— begin MATERIAL PROVIDED —

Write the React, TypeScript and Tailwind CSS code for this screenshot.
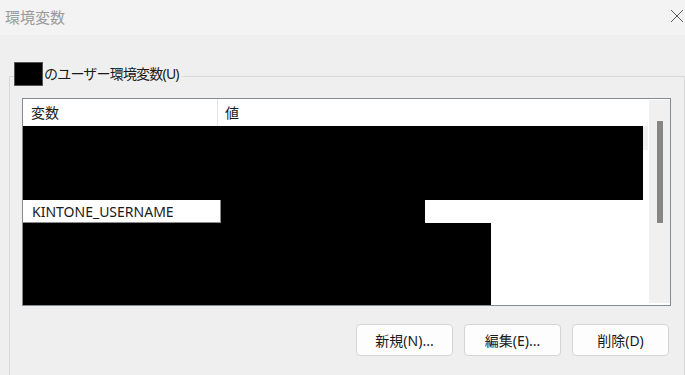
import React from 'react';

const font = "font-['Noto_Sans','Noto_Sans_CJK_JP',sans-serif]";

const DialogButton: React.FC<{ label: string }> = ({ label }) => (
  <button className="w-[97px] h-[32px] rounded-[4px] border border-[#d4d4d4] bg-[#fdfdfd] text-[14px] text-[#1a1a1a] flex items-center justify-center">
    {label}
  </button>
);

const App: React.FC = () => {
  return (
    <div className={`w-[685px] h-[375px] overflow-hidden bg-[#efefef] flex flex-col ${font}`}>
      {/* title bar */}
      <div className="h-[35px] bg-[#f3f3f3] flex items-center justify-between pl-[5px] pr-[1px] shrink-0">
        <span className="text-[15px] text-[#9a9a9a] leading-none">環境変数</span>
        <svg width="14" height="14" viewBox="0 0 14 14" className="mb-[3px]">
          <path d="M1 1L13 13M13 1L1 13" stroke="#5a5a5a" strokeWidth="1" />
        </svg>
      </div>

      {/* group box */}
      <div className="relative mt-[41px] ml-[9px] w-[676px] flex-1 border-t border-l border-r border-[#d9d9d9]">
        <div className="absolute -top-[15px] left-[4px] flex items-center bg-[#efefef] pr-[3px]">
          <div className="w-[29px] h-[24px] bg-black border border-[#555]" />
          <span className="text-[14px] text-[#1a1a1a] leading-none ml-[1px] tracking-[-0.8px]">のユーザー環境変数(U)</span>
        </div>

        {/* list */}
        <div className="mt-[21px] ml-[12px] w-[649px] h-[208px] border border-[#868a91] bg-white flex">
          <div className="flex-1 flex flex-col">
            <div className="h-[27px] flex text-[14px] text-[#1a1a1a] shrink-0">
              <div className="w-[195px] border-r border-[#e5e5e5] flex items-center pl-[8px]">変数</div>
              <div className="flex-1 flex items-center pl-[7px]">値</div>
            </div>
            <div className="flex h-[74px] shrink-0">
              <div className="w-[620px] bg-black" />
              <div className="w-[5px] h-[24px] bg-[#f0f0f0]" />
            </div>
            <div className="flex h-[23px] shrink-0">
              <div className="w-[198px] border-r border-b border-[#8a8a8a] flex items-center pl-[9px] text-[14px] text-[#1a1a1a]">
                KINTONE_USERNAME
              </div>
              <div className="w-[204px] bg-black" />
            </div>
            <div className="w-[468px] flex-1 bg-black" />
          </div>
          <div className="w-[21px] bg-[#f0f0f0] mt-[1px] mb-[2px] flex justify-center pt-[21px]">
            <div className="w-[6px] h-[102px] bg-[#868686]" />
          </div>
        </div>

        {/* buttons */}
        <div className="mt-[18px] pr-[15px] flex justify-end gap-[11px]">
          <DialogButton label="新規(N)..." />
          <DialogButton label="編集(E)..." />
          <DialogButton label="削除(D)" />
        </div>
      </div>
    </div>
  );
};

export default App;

— end MATERIAL PROVIDED —

DO THIS:
Copy the material above in full and exactly, skipping pictures.

COMPLETED EXERCISE:
Write the React, TypeScript and Tailwind CSS code for this screenshot.
import React from 'react';

const font = "font-['Noto_Sans','Noto_Sans_CJK_JP',sans-serif]";

const DialogButton: React.FC<{ label: string }> = ({ label }) => (
  <button className="w-[97px] h-[32px] rounded-[4px] border border-[#d4d4d4] bg-[#fdfdfd] text-[14px] text-[#1a1a1a] flex items-center justify-center">
    {label}
  </button>
);

const App: React.FC = () => {
  return (
    <div className={`w-[685px] h-[375px] overflow-hidden bg-[#efefef] flex flex-col ${font}`}>
      {/* title bar */}
      <div className="h-[35px] bg-[#f3f3f3] flex items-center justify-between pl-[5px] pr-[1px] shrink-0">
        <span className="text-[15px] text-[#9a9a9a] leading-none">環境変数</span>
        <svg width="14" height="14" viewBox="0 0 14 14" className="mb-[3px]">
          <path d="M1 1L13 13M13 1L1 13" stroke="#5a5a5a" strokeWidth="1" />
        </svg>
      </div>

      {/* group box */}
      <div className="relative mt-[41px] ml-[9px] w-[676px] flex-1 border-t border-l border-r border-[#d9d9d9]">
        <div className="absolute -top-[15px] left-[4px] flex items-center bg-[#efefef] pr-[3px]">
          <div className="w-[29px] h-[24px] bg-black border border-[#555]" />
          <span className="text-[14px] text-[#1a1a1a] leading-none ml-[1px] tracking-[-0.8px]">のユーザー環境変数(U)</span>
        </div>

        {/* list */}
        <div className="mt-[21px] ml-[12px] w-[649px] h-[208px] border border-[#868a91] bg-white flex">
          <div className="flex-1 flex flex-col">
            <div className="h-[27px] flex text-[14px] text-[#1a1a1a] shrink-0">
              <div className="w-[195px] border-r border-[#e5e5e5] flex items-center pl-[8px]">変数</div>
              <div className="flex-1 flex items-center pl-[7px]">値</div>
            </div>
            <div className="flex h-[74px] shrink-0">
              <div className="w-[620px] bg-black" />
              <div className="w-[5px] h-[24px] bg-[#f0f0f0]" />
            </div>
            <div className="flex h-[23px] shrink-0">
              <div className="w-[198px] border-r border-b border-[#8a8a8a] flex items-center pl-[9px] text-[14px] text-[#1a1a1a]">
                KINTONE_USERNAME
              </div>
              <div className="w-[204px] bg-black" />
            </div>
            <div className="w-[468px] flex-1 bg-black" />
          </div>
          <div className="w-[21px] bg-[#f0f0f0] mt-[1px] mb-[2px] flex justify-center pt-[21px]">
            <div className="w-[6px] h-[102px] bg-[#868686]" />
          </div>
        </div>

        {/* buttons */}
        <div className="mt-[18px] pr-[15px] flex justify-end gap-[11px]">
          <DialogButton label="新規(N)..." />
          <DialogButton label="編集(E)..." />
          <DialogButton label="削除(D)" />
        </div>
      </div>
    </div>
  );
};

export default App;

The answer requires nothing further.